[Pages as source code]
——————————

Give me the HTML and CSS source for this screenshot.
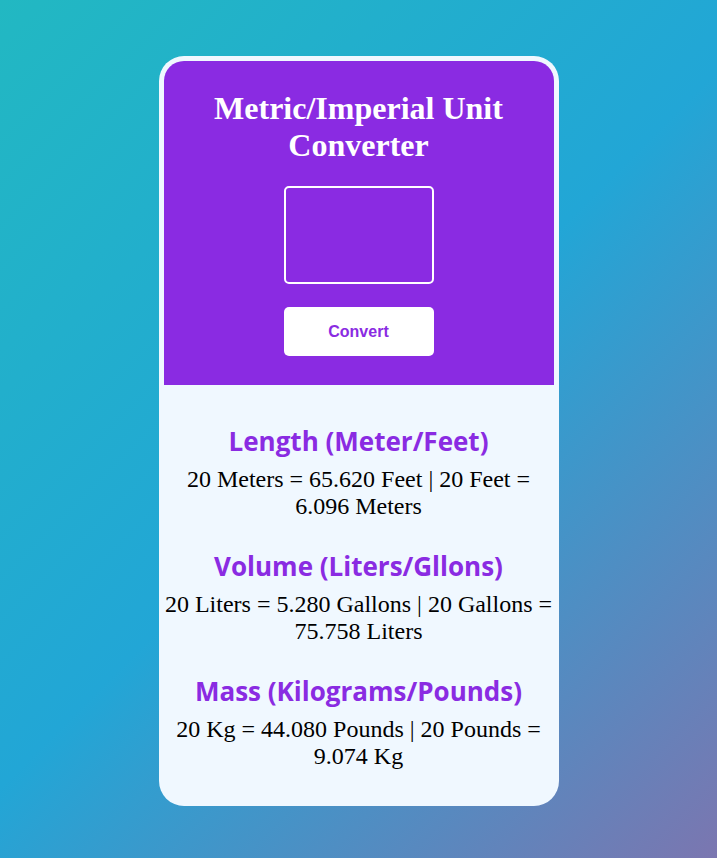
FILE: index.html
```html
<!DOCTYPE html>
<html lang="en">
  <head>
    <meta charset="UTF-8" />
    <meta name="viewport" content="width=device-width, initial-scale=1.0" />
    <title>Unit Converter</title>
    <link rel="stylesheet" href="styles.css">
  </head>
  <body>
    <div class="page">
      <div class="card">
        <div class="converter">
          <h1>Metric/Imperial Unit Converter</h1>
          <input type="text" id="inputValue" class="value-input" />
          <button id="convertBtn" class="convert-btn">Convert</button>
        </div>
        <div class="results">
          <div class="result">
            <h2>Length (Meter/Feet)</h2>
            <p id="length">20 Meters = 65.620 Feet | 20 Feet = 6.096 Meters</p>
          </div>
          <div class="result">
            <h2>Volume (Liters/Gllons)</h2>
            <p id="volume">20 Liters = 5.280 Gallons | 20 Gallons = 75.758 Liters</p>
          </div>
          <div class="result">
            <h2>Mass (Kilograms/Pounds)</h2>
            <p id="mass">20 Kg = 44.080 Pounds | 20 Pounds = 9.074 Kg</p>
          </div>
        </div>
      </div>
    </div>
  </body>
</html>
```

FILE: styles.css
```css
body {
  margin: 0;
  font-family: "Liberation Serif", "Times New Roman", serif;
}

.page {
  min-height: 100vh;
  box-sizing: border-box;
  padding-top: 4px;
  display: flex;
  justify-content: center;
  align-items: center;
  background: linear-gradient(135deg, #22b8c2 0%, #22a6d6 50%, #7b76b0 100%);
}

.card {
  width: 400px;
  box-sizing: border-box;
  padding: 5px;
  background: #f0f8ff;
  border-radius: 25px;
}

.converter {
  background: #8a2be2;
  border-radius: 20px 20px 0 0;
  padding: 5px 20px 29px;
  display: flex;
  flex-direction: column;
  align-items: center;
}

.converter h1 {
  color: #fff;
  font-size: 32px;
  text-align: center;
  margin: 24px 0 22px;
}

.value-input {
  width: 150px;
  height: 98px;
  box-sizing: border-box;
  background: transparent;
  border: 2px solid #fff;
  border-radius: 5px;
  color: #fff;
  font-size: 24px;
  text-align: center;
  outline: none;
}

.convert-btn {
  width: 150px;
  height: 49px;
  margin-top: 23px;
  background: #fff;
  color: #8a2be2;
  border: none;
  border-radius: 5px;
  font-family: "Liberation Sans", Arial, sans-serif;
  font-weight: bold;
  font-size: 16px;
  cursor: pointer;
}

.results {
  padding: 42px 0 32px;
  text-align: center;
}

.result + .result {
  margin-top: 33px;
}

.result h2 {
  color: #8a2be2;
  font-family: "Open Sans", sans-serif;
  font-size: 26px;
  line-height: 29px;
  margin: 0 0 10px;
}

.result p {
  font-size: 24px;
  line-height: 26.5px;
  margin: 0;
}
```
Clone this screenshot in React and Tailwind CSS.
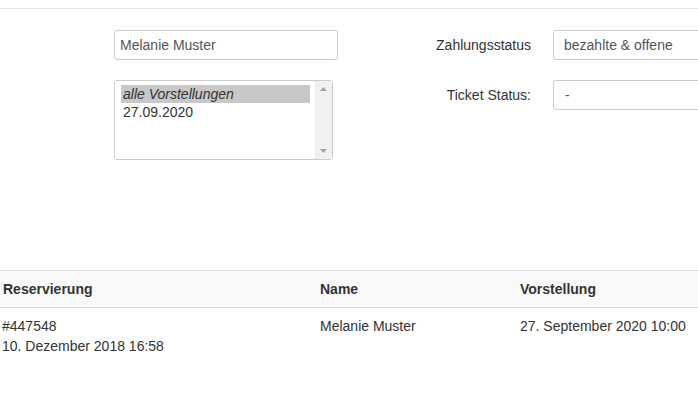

——————————

--- Work to be completed ---
Copy every line of the records above that contains "screenshot".

--- Task response ---
Give me the HTML and CSS source for this screenshot.
Clone this screenshot in React and Tailwind CSS.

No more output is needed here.